The best things are the hard things…Or at least they usually are and they most definitely are when it comes to motherhood.
Y’all, motherhood is Hard. In bold. With a capital H. There have been moments where I’ve thought, guiltily I might add, “Why/How do people do this?”
And then of course my little girl smiles at me and I immediately remember why. This is why people do this.
But, that doesn’t mean it’s easy. People are not kidding when they tell you how hard it is and they’re also not kidding when they tell you its worth it.
I think, for a long time, I equated something being hard with something being awful but I’ve reconsidered my stance.

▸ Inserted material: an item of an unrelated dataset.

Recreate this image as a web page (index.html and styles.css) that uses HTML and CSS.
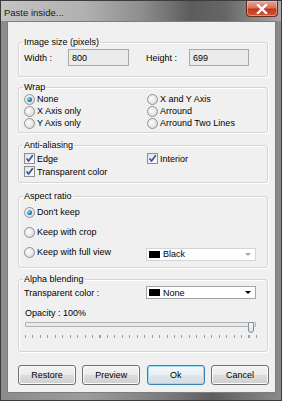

Hard things sometimes feel awful in the moment, but often they wind up being the best things.
I was listening to a podcast the other day comparing motherhood to running a marathon. Training for a marathon is no doubt, hard. It’s also not something I even remotely want to do, but that doesn’t mean I can’t understand the analogy. Marathon runners don’t wake up one day and run 26.2 miles. They train and strain and sweat and endure. I bet it’s grueling. I imagine they wake up early to practice, rain or shine or hail or snow. They watch what they eat. They make sacrifices. They get shin splints and sprained ankles. I imagine they sometimes feel like giving up and wonder, “why/how do people do this?”
But, then I also imagine when racing day arrives. Sure, there’s adrenaline and nerves probably (there would be for me, for sure), but I imagine as they run they may feel what people call the “runner’s high”, an explosion of endorphins. The euphoria they feel (totally not what I feel when I run, but I’m not a marathon runner). And, then, as they cross that finish line, maybe they have their best time, maybe they don’t but I imagine the sense of accomplishment they must feel. What a feat! What an incredible achievement. I’m sure it’s a major boost to the self-esteem. I’m sure they’re in amazing physical shape. I’m sure they think, “This is why people do this.”
Hard, and simultaneously maybe the best thing they’ve ever done.
Something they’ll never forget. Something they can hold on to. Something they can always feel proud of.
Well, newsflash: bringing a child into the world is not easy. Pregnancy can be rough. Labor and delivery can be excruciating and difficult. Breastfeeding doesn’t come easy. Lack of sleep is torturous. The family pets don’t always immediately love this screaming, swaddled bundle you’ve just brought home. Throw in some postpartum depression or anxiety all while learning to take care of a tiny little person, whom you’ve just met, and it’s very easy to think, “how/why do people do this?”
That’s just the newborn phase, the fourth trimester.
Motherhood is hard. You’re learning, they’re learning. You’ve changed. Life’s changed. Forever. The magnitude of that reality is difficult to wrap your mind around.
But, the love. Whether it’s there from the get-go, or whether it grows over time (my experience was a little bit of both), it will absolutely sweep you off of your feet.
When your baby smiles at you or grabs your finger with their entire tiny hand or when they fall asleep on your chest without a care in the world. Every little milestone. Their personality emerging. Their innocent eyes, full of trust and wonder. Their excitement over the seemingly smallest of things.
The fierceness of that love, you’ll feel that too. The instinctual protection. The desire to shield them from pain. Wanting to savor every moment with them because my goodness, they’re getting so big, while at the same time looking forward to who they will become.
It’s a packaged deal, motherhood. The euphoric moment of the “runner’s high love for your child” that you feel intermixed with the shin splints of sleepless nights and poopy diapers and boring children’s songs and the absolute lack of free time (which is the thing I miss the most). You can’t have one without the other.
Motherhood is one of those things. The hardest and the best thing. It will stretch you. You will have moments where you think, “why/how do people do this?” and you will have moments where you think, “I’d do it again in a heartbeat.”
You can absolutely feel both at the same time.